Originally launched way back in 2010 and now in its second generation, the Nissan Leaf is, quite simply, one of the world’s most popular EVs.
The Leaf is still selling well, but it’s slipping down the best-sellers list as cars such as the Tesla Model 3 and Kia Niro EV with longer ranges gain traction.
Made in Britain at Nissan’s giant Sunderland plant, the Ford Focus-sized hatchback is still a sensible choice and the latest Leaf (launched in 2018) is the best yet.
It’s not as sexy as many of its rivals, but it’s a practical family car with a solid reputation.
Priced from £28,995, it’s available with either a 39kWh (Leaf) or 59kWh (Leaf e+) battery pack, which Nissan claims have ranges of 168 miles and 239 miles respectively.
The smaller battery is paired with a 148bhp electric motor, while the Leaf e+ gets a 214bhp unit. The latter is also a second faster in the 0-62mph sprint with a time of just 6.9 seconds.
There are three trim levels for the entry-level Leaf (Acenta, N-Connecta and Tekna), while the Leaf e+ is available in N-Connecta and Tekna grades.
It’s generously equipped with the basic Acenta getting Lane Departure Warning, Intelligent Emergency Braking with Pedestrian Recognition, Intelligent Cruise Control, Rear Cross Traffic Alert, an 8.0-inch Touchscreen Entertainment System with Rear View Camera, plus Apple CarPlay and Android Auto smartphone app integration.
N-Connecta adds goodies including front and rear parking sensors, automatic climate control and heated front/rear seats, plus a heated steering wheel.
Tekna gets a BOSE audio system with seven speakers, an electronic parking brake and Nissan’s ProPILOT system – an advanced driving assistance technology that takes care of the steering, accelerating and braking on major roads.
The cabin is traditional in terms of layout with a good blend of buttons, dials and switches, alongside the infotainment touchscreen.

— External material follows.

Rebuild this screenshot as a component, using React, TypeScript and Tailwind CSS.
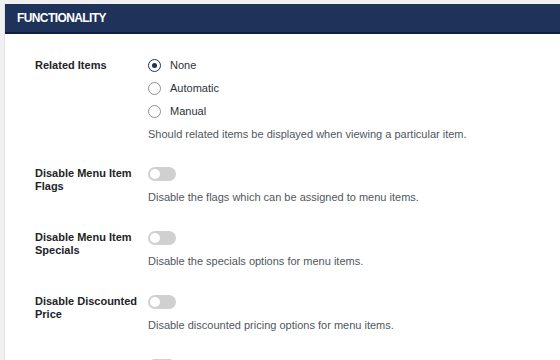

It’s comfortable too, even if the driving position is on the high side for my liking.
The quality of plastics used on the doors and the fascia is a bit hard, but it seems well put together.
There’s ample space up front and decent legroom in the back, though taller passengers might struggle for rear headroom.
Boot space is a good 435 litres, expanding to 1,176 litres with the rear seats down, however the load space is not flat because the seats do not fold fully.
As the acceleration figures show, the Leaf is no slouch, but driving an EV isn’t just about straight line speed, it’s how it handles too.
While it’s not as fun and agile as some rivals in this price range, the Leaf is comfortable and drives well. The suspension is firmer in the heavier Leaf e+, but it still manages to cushion smaller potholes and bumps.
Always refined and smooth, it’s especially nippy around town, but at higher speeds it feels ‘floaty’ and can get fidgety when hustled.
That said, body lean is surprisingly well controlled in faster corners, thanks to that low centre of gravity, but the combination of battery weight, front-wheel drive and a relatively tall body mean that it’s unlikely to put smiles on the faces of sportier drivers.
The Leaf is more about economy than driving engagement and there are various ways to maximise your miles per charge, including a ‘B’ setting on the gear selector to captures more brake regeneration and an ‘Eco’ button.
Meanwhile, Nissan’s ‘e-Pedal’ system (also known as one-pedal driving) enables you to slow to a stop without touching the brakes, simply by lifting off the accelerator.
It doesn’t take long to adapt to driving using the accelerator pedal alone. On the open road it actually encourages a smoother driving approach – no bad thing – as you learn to anticipate traffic ahead and time your deceleration to avoid using the brakes and therefore preserve energy.